:: Data supplied

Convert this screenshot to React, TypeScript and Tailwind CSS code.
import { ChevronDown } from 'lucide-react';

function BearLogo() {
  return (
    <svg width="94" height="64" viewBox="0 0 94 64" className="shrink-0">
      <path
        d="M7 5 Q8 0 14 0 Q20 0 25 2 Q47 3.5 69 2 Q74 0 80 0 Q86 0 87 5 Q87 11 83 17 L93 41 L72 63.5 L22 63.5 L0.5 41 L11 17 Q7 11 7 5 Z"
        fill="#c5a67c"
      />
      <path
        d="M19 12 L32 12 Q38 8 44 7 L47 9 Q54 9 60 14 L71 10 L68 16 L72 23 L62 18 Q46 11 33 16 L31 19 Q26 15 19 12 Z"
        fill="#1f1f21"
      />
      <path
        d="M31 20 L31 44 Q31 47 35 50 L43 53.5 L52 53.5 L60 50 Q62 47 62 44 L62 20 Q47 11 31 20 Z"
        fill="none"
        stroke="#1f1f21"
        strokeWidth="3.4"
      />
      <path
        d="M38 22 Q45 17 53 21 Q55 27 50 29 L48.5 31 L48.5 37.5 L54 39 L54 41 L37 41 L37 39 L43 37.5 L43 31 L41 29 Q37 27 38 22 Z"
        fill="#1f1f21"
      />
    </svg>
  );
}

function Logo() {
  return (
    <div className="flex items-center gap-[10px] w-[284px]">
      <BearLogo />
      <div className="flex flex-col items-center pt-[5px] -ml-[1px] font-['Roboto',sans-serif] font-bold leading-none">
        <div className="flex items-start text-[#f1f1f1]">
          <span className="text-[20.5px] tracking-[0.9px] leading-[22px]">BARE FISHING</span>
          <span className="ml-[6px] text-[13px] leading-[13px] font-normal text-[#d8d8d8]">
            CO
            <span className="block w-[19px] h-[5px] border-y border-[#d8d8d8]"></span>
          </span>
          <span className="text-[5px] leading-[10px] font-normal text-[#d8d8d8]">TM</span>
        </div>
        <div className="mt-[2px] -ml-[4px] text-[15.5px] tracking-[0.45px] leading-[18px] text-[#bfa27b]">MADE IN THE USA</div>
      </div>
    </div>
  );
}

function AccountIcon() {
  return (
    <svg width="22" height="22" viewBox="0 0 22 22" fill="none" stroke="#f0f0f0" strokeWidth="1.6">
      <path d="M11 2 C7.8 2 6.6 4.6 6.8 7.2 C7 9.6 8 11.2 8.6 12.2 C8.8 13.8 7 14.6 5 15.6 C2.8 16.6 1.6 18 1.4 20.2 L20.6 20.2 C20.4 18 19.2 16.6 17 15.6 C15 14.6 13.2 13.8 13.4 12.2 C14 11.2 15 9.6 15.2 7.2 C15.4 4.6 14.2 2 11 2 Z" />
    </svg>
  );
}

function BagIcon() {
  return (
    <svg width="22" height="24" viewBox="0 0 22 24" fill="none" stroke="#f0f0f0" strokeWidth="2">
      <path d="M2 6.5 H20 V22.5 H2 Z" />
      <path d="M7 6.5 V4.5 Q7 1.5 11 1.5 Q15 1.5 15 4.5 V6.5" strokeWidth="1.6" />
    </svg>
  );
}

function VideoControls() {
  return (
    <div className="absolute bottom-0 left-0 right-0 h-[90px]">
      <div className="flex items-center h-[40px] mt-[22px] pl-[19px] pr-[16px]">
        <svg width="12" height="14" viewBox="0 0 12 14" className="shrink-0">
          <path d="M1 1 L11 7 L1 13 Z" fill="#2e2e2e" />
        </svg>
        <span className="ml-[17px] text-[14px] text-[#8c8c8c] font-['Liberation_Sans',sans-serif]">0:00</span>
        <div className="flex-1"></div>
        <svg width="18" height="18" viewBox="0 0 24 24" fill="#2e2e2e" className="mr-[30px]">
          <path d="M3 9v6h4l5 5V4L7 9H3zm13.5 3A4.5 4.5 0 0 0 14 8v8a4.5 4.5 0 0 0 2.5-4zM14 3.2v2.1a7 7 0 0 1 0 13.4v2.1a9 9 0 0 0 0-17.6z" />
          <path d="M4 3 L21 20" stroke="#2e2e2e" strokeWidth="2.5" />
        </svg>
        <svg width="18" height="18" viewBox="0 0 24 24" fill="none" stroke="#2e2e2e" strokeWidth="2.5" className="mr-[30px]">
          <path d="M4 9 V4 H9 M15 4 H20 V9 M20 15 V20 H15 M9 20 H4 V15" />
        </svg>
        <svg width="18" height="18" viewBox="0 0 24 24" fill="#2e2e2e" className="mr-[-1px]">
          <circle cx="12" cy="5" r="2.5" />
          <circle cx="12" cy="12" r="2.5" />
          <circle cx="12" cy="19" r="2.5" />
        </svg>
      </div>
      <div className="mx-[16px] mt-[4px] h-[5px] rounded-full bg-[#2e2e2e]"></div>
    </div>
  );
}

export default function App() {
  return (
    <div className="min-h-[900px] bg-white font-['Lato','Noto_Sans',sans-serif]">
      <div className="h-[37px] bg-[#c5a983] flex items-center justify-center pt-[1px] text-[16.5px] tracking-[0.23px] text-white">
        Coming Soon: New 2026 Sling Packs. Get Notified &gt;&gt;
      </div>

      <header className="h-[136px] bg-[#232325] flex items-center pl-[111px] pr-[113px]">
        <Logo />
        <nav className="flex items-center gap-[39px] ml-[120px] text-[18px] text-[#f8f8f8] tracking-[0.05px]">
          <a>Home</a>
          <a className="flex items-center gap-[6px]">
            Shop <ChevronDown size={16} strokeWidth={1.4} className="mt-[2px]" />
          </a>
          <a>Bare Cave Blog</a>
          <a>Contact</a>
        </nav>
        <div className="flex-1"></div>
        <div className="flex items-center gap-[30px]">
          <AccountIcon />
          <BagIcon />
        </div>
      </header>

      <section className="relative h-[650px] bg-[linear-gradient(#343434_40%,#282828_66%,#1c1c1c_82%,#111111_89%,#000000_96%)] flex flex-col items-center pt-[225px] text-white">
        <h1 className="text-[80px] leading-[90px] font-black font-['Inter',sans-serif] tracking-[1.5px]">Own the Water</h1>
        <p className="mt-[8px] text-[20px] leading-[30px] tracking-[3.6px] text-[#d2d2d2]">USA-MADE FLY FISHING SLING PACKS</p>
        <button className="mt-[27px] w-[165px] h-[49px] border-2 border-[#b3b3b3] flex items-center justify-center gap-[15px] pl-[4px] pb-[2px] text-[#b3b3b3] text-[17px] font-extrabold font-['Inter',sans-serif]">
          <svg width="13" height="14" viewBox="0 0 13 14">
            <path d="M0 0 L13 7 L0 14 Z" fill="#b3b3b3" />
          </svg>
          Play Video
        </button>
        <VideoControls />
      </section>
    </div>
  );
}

::::
:: Data supplied

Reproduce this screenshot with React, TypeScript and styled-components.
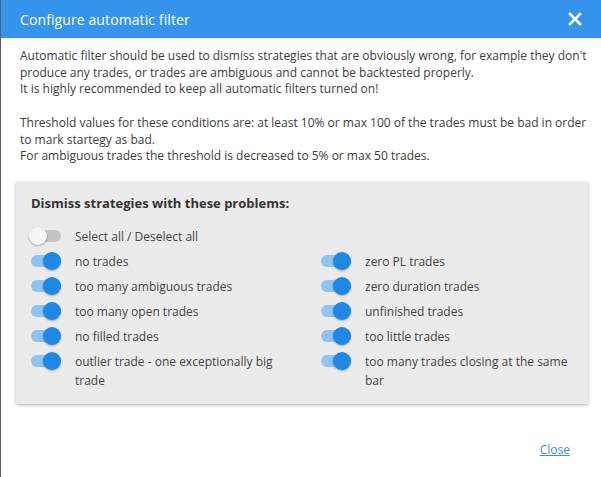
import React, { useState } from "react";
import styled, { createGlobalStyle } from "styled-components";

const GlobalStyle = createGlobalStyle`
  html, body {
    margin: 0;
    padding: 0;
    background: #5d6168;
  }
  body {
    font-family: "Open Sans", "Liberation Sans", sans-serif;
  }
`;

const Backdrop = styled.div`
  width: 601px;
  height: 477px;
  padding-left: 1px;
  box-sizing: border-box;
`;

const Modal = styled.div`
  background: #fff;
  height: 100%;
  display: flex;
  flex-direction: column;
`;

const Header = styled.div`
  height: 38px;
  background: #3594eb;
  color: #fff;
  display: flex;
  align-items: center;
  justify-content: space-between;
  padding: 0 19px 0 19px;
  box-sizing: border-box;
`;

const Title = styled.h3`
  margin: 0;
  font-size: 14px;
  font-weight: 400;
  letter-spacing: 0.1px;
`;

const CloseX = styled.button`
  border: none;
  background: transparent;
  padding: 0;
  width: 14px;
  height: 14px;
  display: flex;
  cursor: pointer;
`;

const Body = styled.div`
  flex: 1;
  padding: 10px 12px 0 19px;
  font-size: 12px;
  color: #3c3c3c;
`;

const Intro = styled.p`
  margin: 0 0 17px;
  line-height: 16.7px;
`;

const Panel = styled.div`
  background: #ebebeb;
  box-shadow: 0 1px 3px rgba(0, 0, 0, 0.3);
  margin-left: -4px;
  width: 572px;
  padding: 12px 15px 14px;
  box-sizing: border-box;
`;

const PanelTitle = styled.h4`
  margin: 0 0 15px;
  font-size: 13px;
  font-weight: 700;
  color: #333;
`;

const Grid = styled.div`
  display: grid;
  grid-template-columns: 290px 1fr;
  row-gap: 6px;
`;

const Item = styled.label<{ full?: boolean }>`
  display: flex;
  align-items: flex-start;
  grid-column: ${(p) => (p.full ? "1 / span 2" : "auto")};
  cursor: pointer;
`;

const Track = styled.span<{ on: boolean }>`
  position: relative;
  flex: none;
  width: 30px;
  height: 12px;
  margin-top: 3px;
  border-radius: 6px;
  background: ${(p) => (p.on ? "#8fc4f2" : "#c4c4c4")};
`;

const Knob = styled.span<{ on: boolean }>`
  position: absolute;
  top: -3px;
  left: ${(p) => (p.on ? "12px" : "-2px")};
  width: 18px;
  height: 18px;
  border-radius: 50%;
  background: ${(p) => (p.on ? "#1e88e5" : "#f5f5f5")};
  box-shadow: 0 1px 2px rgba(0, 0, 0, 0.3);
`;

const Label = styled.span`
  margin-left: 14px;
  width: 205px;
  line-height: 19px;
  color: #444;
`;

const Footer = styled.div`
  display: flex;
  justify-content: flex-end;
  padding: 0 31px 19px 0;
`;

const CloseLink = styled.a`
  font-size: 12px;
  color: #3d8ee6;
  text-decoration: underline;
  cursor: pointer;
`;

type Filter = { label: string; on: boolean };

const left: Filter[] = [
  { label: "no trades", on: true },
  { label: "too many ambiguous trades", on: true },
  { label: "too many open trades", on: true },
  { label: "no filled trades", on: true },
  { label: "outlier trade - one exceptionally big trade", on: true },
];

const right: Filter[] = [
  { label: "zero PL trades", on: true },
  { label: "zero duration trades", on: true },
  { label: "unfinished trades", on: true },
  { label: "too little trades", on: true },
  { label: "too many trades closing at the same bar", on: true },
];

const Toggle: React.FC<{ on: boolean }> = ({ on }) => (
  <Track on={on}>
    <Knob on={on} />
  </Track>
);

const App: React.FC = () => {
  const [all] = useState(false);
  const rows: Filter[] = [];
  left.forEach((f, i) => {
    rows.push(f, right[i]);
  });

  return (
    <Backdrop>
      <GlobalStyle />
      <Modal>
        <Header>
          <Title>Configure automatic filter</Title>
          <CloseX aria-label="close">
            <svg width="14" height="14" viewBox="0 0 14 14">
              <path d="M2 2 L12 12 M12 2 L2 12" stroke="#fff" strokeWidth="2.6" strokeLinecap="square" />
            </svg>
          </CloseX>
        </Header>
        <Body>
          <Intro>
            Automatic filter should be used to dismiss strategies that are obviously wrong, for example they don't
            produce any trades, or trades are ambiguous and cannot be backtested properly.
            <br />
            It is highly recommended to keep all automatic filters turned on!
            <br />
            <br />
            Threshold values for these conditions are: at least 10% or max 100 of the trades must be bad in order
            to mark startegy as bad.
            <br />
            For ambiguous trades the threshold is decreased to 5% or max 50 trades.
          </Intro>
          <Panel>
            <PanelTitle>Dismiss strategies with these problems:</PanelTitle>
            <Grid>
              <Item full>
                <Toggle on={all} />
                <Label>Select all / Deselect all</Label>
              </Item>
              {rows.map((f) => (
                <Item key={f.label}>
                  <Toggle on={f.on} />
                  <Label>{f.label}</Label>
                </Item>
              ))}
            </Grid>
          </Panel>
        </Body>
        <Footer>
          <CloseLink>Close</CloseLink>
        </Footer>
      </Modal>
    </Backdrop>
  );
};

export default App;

::::

Short task: Go through the listing above and work out how many lines contain the string "TypeScript". Reply with the number alone.

Answer for this exercise: 2